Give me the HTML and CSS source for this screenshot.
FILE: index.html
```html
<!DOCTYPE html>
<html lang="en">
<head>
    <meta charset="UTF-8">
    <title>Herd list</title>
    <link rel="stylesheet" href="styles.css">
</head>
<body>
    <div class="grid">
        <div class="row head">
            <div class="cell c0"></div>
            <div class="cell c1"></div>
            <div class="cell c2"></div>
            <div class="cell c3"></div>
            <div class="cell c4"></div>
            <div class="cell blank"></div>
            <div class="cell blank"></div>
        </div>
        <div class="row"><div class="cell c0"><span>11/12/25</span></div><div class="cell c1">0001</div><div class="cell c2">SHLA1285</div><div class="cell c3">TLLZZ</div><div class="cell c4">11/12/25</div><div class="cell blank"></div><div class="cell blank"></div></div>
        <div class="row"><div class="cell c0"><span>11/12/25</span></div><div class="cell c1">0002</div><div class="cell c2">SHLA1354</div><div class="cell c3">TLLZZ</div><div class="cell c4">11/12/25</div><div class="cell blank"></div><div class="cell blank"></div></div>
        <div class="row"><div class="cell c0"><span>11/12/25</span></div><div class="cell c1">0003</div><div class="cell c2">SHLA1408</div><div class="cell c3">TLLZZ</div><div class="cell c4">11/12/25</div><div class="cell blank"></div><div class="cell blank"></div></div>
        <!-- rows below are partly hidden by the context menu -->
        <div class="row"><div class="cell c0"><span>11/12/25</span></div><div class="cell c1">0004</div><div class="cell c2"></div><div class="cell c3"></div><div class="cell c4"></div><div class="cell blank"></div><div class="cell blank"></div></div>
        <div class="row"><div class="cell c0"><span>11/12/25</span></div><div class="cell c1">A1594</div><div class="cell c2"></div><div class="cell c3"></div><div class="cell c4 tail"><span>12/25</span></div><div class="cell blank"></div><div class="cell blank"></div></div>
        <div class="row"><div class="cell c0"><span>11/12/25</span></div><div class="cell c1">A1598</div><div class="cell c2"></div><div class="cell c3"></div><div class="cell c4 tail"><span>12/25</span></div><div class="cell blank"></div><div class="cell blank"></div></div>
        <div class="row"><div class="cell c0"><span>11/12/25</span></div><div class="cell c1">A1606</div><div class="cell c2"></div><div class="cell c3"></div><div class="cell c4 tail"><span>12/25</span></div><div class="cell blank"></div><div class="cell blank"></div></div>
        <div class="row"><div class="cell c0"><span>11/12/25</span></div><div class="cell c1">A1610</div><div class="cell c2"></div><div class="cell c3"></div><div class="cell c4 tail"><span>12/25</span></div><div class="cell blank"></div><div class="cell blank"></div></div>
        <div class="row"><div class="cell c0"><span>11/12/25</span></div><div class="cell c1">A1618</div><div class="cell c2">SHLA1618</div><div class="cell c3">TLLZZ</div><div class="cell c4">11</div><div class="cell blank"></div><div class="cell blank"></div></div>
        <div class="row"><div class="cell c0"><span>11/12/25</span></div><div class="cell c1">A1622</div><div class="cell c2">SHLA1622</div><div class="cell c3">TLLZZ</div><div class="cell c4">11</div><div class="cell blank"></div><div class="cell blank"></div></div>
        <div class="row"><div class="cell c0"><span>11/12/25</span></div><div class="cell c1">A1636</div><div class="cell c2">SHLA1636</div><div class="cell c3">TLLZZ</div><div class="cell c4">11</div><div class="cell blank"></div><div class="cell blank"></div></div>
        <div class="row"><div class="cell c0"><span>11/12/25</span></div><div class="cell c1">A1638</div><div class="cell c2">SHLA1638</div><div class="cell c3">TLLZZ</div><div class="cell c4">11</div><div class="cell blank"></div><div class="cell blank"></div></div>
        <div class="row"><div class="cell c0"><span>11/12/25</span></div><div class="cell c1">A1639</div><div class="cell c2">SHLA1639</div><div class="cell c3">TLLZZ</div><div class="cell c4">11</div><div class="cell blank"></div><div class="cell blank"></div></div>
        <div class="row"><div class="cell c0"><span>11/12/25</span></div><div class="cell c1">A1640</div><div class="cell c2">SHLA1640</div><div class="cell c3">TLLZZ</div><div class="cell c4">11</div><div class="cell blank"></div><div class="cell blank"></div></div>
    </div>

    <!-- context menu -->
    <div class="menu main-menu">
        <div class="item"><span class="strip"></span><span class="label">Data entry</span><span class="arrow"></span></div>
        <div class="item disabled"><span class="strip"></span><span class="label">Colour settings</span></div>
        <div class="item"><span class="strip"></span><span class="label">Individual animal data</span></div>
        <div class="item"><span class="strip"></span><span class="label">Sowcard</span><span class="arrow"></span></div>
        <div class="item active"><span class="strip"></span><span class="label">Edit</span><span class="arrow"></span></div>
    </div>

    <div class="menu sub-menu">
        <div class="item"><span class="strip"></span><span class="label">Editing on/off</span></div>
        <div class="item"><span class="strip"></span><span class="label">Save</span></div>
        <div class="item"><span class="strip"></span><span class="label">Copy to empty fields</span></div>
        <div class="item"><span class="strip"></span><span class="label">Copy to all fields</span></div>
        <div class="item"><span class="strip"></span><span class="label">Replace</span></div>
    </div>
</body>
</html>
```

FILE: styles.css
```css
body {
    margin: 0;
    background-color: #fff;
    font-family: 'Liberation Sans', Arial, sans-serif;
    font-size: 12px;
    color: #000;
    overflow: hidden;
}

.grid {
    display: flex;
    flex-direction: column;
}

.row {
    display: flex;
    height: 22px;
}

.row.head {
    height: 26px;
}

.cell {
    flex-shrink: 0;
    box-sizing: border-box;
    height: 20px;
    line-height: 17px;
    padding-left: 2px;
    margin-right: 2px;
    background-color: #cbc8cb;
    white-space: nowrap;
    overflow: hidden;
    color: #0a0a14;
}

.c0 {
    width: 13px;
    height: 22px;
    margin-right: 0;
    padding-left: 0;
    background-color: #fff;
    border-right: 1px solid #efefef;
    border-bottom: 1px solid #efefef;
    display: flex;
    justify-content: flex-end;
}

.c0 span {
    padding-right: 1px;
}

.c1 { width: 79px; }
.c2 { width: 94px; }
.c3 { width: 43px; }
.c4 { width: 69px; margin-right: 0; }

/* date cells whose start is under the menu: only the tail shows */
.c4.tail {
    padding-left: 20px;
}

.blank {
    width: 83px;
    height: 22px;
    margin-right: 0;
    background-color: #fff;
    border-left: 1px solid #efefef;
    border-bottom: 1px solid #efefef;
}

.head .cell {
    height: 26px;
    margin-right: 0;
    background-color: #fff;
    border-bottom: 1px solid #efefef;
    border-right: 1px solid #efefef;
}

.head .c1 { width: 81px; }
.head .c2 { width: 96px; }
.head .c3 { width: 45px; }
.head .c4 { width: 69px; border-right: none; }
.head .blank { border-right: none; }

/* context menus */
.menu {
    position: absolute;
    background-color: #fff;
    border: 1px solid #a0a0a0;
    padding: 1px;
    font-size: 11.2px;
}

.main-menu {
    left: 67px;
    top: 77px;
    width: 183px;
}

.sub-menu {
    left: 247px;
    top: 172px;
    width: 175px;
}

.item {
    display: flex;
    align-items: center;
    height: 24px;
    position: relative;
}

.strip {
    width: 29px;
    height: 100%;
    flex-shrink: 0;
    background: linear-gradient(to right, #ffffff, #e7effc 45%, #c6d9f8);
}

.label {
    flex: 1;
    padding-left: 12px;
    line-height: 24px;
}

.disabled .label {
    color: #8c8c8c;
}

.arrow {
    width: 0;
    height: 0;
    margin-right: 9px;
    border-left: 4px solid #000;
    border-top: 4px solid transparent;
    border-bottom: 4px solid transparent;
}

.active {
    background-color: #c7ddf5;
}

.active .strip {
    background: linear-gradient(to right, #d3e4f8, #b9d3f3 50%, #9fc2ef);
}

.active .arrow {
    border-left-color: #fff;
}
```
..........
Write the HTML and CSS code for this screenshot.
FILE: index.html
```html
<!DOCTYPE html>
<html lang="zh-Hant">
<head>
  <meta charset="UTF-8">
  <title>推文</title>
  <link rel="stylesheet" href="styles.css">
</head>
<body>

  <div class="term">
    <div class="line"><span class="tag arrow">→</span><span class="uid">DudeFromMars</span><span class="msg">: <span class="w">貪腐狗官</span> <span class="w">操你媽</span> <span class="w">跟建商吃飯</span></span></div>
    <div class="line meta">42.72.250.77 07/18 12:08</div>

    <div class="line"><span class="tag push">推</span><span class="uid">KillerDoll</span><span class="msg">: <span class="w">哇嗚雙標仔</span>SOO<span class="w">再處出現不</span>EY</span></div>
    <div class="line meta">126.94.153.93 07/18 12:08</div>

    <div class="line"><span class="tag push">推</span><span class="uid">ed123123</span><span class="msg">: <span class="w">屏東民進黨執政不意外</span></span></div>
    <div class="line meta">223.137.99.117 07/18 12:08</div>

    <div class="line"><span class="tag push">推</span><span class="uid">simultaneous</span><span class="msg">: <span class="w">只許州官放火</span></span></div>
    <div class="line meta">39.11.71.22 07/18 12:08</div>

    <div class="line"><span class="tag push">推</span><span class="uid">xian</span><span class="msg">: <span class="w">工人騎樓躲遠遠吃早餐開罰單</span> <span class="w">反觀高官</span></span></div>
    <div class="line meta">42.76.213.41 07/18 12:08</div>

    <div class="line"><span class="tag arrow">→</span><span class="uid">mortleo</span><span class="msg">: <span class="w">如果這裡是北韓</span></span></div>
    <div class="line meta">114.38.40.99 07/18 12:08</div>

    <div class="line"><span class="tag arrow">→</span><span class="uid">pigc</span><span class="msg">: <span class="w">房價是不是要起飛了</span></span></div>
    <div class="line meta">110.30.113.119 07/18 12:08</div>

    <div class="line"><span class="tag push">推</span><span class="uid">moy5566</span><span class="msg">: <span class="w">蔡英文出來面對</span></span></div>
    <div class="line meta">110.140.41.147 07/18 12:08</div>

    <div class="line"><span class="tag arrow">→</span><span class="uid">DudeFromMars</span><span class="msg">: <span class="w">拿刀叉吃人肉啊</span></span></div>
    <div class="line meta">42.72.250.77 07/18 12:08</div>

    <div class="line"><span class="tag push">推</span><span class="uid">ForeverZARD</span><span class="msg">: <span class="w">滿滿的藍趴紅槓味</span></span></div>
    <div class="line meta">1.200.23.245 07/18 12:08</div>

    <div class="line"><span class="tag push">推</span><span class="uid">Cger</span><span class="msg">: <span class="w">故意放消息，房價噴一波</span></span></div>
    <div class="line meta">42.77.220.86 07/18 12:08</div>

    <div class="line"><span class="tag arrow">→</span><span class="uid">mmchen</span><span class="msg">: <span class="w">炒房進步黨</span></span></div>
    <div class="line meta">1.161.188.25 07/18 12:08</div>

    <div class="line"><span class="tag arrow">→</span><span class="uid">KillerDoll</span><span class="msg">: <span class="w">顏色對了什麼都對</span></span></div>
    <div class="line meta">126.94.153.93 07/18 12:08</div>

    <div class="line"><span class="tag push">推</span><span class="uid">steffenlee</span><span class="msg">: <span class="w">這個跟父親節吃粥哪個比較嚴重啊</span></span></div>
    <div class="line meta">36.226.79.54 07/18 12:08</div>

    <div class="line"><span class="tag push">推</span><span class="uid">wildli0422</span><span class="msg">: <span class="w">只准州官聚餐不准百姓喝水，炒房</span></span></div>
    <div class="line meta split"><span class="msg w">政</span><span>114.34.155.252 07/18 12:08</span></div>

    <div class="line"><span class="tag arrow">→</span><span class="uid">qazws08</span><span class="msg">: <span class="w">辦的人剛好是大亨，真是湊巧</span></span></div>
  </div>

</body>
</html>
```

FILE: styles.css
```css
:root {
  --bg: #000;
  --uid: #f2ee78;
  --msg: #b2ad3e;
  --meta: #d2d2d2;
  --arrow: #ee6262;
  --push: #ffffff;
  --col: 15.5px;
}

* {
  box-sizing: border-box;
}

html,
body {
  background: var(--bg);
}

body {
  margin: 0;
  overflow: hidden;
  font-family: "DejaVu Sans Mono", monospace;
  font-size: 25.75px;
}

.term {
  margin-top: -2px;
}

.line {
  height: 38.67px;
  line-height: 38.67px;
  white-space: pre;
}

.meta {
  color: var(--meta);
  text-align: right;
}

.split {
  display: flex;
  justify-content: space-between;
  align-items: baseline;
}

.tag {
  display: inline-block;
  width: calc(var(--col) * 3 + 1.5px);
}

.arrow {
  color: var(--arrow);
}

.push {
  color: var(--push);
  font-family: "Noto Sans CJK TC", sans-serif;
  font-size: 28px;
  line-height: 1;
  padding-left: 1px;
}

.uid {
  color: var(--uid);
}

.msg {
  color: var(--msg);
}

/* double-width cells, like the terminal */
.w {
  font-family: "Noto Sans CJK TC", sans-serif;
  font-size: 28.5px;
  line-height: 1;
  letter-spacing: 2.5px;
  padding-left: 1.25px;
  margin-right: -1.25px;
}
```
..........
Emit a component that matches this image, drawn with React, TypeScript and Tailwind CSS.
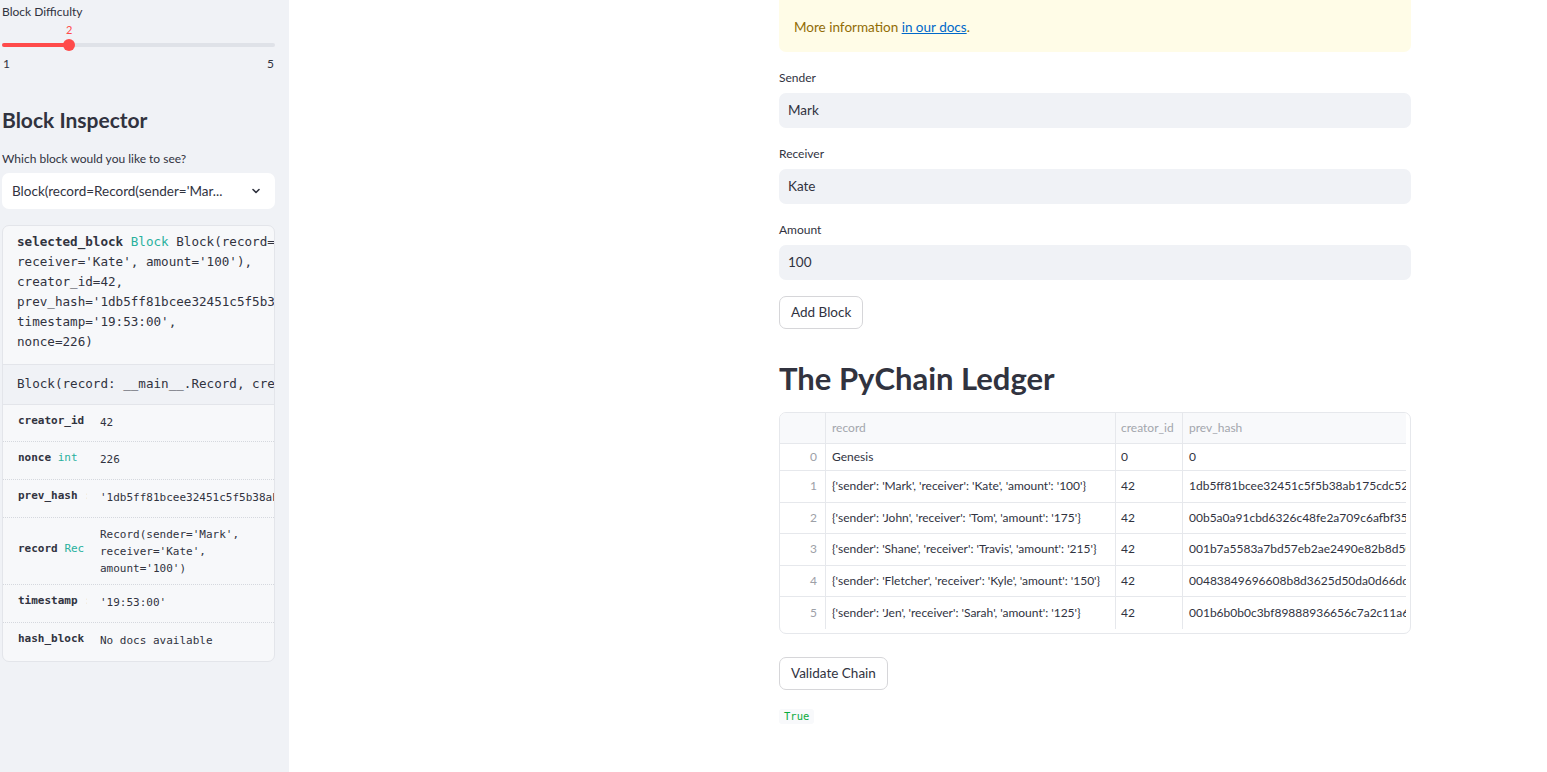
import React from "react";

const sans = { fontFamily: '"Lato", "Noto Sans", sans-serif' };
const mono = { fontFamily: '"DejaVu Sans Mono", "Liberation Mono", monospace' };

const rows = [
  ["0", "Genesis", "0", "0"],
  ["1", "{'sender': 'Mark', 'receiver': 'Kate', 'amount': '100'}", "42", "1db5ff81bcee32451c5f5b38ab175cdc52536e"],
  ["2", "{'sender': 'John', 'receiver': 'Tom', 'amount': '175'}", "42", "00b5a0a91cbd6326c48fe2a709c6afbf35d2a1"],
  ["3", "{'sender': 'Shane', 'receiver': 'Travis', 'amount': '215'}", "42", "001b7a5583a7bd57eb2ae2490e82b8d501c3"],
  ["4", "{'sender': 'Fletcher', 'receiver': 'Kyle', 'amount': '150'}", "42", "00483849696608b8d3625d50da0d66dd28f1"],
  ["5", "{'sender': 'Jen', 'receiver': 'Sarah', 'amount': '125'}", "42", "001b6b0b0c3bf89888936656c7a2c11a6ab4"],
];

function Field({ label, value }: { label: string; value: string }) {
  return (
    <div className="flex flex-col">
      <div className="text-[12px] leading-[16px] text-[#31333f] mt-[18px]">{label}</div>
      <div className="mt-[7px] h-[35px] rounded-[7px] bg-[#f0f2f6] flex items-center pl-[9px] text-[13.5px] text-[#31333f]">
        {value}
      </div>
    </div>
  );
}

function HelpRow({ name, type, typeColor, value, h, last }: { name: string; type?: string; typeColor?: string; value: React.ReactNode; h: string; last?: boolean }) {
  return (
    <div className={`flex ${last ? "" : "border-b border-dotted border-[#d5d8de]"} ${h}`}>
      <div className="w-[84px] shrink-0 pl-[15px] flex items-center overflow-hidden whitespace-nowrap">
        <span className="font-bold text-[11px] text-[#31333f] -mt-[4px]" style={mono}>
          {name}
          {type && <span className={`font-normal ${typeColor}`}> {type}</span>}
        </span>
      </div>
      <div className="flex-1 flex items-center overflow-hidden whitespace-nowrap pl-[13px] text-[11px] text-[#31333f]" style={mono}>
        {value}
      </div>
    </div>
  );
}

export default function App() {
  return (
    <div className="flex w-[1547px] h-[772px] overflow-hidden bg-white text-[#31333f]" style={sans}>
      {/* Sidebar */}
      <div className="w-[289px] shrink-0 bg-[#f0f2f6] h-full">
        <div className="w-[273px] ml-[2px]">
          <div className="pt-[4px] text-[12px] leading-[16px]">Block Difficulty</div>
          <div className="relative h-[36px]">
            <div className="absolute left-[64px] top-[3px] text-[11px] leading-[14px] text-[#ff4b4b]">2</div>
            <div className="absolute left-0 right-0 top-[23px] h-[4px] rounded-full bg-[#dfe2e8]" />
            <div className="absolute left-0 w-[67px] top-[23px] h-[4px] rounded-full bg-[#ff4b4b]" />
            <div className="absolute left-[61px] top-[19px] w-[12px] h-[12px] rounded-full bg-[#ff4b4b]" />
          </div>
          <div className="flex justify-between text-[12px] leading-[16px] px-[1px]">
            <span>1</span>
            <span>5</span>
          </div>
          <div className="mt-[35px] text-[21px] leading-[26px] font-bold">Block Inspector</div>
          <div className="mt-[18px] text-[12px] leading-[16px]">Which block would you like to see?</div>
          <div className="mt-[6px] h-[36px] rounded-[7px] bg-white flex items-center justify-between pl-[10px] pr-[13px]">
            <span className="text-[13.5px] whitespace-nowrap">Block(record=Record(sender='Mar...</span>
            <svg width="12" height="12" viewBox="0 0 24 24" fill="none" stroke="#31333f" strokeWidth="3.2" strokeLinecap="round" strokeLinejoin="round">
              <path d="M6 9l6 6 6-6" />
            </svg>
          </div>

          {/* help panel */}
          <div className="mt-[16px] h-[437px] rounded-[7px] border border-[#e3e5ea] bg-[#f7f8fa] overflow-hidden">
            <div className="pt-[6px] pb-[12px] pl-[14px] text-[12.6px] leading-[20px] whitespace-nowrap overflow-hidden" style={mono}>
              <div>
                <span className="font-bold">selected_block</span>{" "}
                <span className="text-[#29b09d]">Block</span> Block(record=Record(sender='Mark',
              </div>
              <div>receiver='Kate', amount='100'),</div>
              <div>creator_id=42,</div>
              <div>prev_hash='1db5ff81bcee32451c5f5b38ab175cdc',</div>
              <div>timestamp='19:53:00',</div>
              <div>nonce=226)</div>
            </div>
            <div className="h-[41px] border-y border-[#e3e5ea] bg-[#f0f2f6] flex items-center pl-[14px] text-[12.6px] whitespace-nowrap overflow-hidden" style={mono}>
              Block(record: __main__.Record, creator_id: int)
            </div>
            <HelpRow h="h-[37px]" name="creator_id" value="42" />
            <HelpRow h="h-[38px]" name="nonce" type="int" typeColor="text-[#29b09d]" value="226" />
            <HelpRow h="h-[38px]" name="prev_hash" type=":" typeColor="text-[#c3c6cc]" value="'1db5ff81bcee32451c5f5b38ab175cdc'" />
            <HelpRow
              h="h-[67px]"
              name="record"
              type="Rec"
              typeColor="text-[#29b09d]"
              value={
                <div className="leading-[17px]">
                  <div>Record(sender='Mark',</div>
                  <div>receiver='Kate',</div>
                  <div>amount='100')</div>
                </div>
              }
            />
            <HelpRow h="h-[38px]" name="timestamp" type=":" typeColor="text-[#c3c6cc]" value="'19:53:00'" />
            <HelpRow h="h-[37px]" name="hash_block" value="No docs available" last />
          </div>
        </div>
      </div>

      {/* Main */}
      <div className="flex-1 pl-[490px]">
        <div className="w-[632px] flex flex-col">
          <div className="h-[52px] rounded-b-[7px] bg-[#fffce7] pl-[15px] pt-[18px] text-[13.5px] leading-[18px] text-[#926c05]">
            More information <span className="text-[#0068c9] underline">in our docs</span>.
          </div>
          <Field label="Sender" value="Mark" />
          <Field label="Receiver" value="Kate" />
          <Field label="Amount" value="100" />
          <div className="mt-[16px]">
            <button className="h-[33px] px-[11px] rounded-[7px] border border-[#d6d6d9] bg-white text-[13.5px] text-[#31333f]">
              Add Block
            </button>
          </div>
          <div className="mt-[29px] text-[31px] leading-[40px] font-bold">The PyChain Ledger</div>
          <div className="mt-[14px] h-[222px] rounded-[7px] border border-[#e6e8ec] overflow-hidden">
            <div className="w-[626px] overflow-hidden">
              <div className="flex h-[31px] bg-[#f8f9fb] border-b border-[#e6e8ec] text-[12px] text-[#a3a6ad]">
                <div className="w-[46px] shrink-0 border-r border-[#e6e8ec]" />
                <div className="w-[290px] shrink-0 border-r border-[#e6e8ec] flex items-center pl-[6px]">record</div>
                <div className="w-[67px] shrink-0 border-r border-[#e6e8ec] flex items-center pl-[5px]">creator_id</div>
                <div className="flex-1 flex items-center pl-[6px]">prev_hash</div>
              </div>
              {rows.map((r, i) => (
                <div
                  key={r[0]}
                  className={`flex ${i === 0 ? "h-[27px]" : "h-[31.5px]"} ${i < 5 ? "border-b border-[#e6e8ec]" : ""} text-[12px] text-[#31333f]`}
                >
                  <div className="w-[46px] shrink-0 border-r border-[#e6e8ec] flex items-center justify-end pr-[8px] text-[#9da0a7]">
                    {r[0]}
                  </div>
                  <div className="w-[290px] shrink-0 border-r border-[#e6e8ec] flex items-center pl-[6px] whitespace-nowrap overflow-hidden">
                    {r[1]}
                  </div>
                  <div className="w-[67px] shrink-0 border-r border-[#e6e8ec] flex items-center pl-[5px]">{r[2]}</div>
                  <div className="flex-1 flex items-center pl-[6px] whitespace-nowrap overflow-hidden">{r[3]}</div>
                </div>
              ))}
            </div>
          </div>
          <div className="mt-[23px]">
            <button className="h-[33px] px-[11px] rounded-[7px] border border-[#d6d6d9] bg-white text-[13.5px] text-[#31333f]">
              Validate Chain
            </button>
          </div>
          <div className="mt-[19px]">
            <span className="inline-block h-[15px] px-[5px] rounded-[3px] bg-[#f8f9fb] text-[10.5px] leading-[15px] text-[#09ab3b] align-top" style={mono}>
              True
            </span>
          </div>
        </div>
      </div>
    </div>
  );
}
..........
▶ Exercise directions
Working from the entries above, reproduce exactly and only the lines beginning with the line that has "Emit a component" and ending with the line that has "import React from"; omit all pictures.

▶ The response
Emit a component that matches this image, drawn with React, TypeScript and Tailwind CSS.
import React from "react";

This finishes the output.